### TASK DETAILS
In the listing below, locate the lines bearing the word "component". Copy every one of them.

(Part of a data file)
------

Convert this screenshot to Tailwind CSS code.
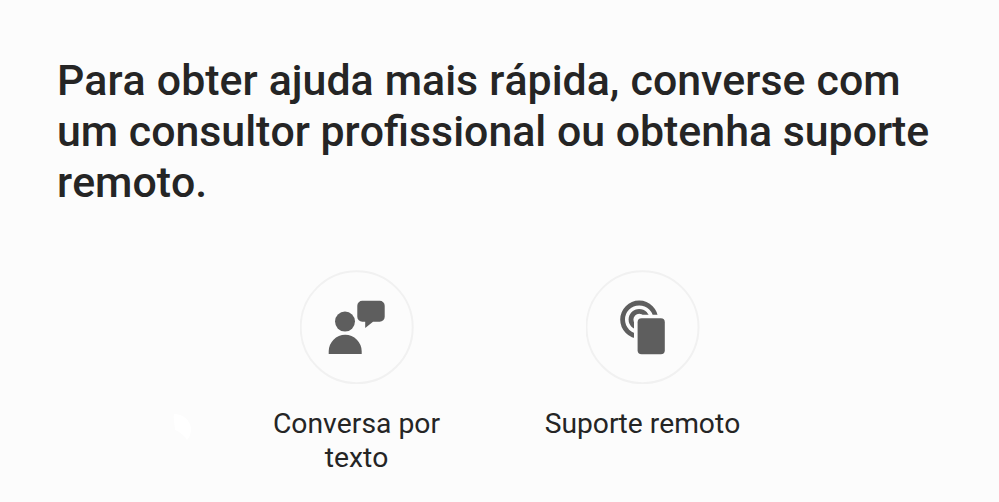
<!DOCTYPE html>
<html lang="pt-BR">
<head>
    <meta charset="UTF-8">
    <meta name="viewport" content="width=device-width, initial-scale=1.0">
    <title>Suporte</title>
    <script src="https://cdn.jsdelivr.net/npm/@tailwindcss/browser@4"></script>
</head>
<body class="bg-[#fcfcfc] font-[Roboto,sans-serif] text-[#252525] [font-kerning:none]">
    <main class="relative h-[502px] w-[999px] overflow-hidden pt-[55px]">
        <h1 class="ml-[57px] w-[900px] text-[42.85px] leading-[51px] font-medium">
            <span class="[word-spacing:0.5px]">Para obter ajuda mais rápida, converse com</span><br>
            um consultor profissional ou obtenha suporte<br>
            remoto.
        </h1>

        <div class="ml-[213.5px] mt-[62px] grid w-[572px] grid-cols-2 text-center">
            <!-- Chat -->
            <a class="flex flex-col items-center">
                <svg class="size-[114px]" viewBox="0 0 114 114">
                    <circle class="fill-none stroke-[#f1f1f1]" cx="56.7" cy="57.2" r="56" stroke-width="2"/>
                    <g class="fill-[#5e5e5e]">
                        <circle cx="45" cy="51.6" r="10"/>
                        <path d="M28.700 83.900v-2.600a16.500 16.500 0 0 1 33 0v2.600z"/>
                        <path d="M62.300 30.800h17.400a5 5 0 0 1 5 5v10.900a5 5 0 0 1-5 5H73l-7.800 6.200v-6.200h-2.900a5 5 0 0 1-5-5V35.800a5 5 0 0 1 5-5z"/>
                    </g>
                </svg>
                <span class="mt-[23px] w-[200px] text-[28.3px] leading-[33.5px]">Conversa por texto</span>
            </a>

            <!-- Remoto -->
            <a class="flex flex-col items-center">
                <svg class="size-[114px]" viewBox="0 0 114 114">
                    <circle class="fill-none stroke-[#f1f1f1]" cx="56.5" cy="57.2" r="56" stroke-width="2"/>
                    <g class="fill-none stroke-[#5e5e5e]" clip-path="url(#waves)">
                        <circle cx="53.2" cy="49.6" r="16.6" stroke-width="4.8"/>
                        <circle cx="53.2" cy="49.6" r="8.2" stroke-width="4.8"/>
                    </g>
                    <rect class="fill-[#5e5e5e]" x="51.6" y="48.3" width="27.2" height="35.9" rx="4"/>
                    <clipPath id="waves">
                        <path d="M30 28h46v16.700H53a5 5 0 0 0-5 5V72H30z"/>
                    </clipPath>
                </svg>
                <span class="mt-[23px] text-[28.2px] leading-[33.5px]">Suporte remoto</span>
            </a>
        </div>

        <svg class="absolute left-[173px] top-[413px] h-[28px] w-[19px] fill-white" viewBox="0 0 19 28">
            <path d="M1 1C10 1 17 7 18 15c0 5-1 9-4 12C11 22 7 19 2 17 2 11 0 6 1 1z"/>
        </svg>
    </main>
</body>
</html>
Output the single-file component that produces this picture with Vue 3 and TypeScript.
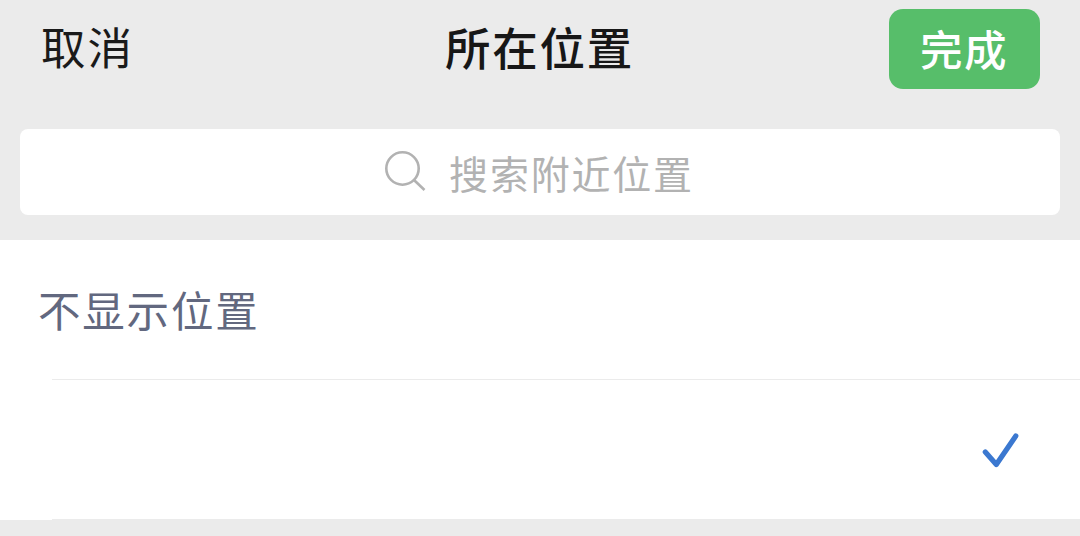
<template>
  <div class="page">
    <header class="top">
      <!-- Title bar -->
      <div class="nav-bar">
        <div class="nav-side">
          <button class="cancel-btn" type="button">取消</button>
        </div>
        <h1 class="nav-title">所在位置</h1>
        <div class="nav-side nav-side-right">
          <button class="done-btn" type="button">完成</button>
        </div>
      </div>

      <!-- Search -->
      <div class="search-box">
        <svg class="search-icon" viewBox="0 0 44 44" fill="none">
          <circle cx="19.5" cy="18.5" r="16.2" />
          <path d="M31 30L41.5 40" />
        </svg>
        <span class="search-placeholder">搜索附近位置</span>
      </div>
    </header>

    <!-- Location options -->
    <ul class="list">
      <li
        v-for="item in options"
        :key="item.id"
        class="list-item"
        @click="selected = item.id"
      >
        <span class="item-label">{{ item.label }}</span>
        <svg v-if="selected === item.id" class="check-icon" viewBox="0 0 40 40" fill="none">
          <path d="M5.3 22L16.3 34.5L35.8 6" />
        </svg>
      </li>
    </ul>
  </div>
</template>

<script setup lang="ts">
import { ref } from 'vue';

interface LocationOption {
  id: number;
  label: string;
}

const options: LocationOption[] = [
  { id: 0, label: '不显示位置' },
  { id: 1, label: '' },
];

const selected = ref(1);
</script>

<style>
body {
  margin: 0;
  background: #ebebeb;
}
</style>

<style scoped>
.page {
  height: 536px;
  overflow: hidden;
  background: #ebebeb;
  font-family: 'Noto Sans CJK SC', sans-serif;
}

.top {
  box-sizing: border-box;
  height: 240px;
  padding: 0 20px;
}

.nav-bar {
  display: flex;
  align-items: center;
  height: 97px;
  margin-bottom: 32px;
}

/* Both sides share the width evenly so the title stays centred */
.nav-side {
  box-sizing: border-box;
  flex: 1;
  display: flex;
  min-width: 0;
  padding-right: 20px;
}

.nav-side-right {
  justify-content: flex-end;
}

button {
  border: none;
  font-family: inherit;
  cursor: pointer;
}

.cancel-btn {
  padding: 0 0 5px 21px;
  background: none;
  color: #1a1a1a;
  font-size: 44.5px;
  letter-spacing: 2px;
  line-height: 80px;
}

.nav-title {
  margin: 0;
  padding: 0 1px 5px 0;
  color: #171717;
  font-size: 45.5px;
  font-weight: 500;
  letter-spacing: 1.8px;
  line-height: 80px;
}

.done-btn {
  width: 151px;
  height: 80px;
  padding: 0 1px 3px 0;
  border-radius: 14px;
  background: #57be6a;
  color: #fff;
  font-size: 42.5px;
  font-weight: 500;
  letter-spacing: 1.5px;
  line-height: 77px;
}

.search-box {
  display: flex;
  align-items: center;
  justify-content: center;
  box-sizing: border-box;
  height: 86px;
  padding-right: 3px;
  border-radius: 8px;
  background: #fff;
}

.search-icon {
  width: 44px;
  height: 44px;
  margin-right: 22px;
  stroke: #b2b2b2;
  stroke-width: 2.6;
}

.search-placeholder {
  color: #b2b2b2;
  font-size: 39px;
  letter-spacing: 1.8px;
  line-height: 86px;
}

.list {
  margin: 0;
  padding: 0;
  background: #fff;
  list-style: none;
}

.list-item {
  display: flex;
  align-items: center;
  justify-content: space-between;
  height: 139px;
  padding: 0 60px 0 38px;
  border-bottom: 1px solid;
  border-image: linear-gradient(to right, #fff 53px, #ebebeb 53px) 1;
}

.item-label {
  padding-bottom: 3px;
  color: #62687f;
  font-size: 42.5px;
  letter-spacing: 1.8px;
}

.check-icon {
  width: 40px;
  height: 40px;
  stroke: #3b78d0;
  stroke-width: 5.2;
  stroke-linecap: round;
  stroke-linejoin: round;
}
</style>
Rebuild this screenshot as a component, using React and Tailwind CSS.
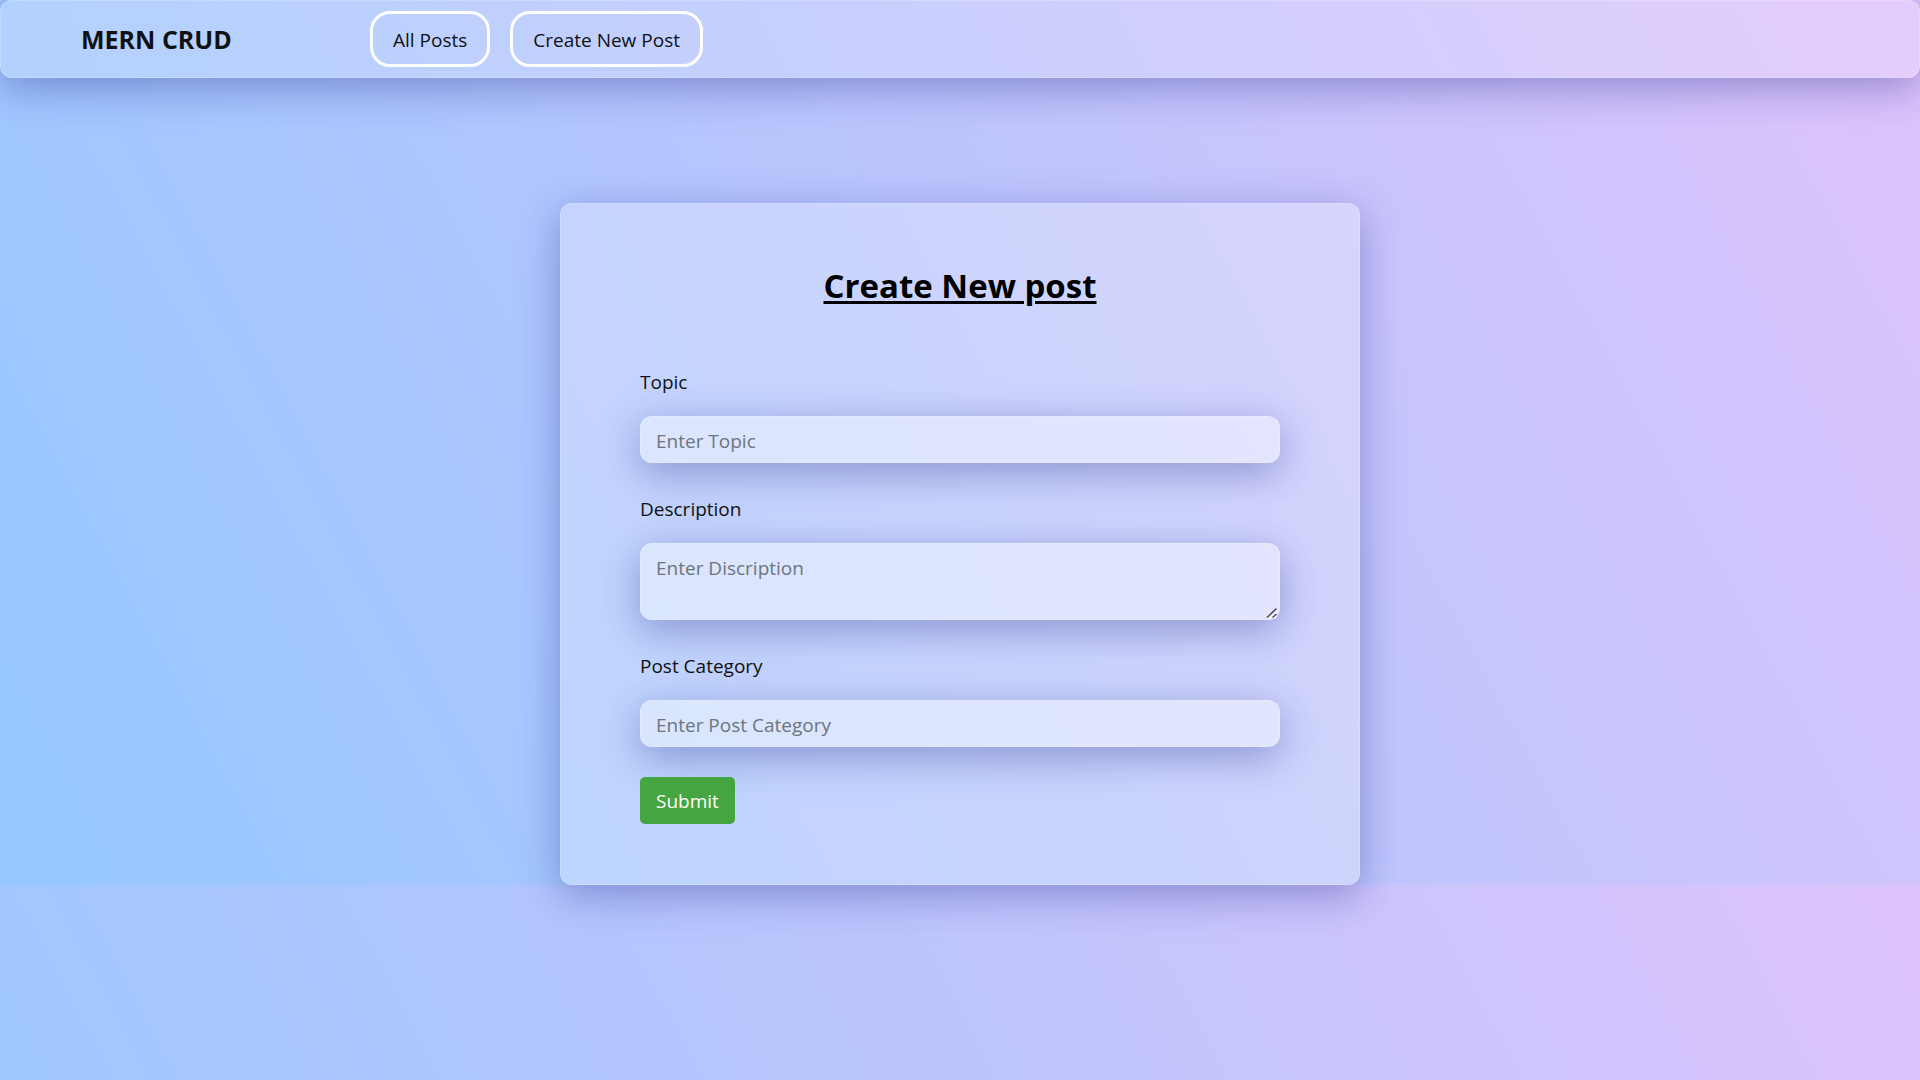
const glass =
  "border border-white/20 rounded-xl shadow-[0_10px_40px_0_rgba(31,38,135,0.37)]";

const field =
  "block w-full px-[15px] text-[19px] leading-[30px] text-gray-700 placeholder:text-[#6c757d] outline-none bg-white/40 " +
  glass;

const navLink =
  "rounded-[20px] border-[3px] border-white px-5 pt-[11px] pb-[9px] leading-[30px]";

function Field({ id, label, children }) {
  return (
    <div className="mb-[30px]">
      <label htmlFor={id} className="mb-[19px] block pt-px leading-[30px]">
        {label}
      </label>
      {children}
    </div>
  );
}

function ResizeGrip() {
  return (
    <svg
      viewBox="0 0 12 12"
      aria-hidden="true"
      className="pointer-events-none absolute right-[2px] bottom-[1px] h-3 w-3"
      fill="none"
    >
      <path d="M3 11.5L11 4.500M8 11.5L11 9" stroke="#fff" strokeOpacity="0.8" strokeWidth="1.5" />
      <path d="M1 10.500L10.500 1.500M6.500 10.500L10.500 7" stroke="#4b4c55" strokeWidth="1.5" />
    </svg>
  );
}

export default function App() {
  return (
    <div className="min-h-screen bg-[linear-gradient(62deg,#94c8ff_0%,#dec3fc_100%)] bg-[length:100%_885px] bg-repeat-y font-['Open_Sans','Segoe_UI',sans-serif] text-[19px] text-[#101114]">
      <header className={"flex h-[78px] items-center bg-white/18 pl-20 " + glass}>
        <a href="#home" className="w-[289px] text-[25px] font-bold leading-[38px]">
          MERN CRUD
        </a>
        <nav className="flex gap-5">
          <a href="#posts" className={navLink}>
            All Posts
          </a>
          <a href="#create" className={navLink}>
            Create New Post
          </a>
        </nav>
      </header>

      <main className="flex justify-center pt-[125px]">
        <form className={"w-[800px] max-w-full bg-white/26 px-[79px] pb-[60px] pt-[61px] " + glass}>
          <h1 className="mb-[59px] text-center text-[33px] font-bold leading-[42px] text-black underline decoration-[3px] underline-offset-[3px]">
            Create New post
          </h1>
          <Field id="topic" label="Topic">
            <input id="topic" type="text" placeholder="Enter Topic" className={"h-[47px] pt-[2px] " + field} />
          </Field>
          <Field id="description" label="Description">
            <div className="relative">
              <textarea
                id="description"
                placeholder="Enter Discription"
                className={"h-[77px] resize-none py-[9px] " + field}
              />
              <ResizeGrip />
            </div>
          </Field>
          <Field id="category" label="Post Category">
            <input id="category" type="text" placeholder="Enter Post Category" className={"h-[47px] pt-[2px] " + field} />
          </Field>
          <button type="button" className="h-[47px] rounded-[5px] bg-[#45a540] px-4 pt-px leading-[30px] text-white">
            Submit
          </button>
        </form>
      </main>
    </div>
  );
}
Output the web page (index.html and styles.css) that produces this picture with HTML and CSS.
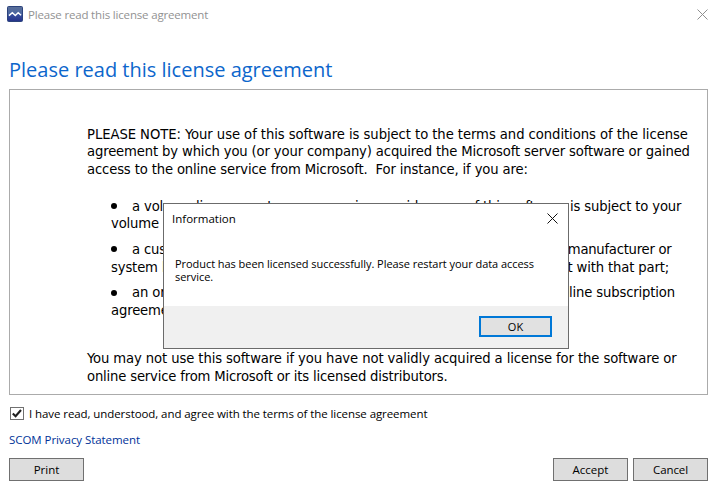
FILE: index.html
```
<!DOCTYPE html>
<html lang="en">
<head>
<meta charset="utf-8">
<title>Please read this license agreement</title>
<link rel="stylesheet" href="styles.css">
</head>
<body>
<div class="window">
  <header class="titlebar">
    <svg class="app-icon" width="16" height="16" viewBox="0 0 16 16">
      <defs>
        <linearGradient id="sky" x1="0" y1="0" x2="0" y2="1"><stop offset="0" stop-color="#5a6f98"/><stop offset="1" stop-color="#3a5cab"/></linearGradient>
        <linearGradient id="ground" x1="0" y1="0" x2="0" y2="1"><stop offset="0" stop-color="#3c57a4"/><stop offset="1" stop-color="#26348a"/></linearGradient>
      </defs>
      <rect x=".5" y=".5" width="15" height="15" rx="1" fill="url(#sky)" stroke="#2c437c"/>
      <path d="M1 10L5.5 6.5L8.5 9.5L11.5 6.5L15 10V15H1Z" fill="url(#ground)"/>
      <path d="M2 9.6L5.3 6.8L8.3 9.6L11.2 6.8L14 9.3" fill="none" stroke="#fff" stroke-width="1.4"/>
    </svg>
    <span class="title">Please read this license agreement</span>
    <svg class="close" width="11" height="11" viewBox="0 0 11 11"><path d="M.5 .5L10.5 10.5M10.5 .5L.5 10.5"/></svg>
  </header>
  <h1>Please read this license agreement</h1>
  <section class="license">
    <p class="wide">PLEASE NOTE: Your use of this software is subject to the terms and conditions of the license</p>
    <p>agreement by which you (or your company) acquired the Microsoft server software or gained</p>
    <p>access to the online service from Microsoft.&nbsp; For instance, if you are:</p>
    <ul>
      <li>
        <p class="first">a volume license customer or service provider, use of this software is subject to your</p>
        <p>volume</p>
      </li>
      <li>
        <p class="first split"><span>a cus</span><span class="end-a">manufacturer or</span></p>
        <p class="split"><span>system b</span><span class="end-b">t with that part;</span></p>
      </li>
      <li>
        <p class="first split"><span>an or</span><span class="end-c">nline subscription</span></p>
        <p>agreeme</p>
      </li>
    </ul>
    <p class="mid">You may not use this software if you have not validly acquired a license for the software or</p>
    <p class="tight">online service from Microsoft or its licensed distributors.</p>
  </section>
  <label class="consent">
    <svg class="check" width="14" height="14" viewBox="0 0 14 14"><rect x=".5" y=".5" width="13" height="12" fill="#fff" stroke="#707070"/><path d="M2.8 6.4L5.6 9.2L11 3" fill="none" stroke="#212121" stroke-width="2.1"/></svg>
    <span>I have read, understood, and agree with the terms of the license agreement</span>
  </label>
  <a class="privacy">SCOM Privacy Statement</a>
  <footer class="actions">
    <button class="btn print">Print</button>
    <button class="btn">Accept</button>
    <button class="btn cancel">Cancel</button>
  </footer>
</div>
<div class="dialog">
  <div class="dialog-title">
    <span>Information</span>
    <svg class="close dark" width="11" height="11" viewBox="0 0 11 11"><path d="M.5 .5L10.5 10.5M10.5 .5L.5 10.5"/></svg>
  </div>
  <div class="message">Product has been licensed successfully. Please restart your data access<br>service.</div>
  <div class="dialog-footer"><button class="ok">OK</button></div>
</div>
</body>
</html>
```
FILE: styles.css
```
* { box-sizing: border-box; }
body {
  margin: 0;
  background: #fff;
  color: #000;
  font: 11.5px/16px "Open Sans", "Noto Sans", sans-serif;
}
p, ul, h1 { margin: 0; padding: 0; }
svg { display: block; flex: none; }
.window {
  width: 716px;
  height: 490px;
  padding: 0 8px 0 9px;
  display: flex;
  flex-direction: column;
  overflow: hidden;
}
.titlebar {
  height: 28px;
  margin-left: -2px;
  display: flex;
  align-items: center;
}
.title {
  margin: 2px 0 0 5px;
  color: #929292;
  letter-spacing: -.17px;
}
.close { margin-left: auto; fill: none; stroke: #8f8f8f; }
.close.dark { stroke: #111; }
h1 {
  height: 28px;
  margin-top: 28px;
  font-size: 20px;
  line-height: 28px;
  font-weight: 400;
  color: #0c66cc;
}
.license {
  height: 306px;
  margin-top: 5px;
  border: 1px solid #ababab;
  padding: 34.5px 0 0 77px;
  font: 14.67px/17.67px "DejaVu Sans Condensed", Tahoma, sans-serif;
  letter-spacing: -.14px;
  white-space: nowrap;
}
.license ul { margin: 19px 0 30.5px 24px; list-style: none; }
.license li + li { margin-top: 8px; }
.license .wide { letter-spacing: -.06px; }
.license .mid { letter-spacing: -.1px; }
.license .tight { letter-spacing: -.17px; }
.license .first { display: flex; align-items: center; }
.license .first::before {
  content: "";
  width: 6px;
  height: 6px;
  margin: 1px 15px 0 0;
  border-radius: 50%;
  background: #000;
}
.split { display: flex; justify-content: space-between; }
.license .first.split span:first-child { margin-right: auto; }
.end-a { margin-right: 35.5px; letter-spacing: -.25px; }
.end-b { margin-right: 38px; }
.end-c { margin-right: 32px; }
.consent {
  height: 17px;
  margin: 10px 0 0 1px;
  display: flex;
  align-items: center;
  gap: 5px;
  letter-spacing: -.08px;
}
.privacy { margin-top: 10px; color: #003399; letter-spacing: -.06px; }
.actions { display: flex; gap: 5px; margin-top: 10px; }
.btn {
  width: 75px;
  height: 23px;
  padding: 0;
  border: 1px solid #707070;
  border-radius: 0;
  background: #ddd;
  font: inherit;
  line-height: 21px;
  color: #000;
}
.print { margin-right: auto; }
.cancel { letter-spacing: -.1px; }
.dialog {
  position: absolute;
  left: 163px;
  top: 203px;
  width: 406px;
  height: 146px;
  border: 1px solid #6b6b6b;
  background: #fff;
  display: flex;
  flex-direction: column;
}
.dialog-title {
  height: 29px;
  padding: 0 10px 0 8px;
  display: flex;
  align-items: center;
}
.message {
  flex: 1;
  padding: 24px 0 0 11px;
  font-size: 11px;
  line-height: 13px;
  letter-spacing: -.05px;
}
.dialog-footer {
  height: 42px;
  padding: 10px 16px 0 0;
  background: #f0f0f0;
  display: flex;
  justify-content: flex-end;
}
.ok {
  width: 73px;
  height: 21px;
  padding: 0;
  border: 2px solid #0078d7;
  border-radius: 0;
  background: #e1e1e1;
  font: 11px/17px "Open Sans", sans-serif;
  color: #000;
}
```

------

### ANSWER TO THE EXERCISE
Output the single-file component that produces this picture with Vue 3 and TypeScript.
Rebuild this screenshot as a component, using React and Tailwind CSS.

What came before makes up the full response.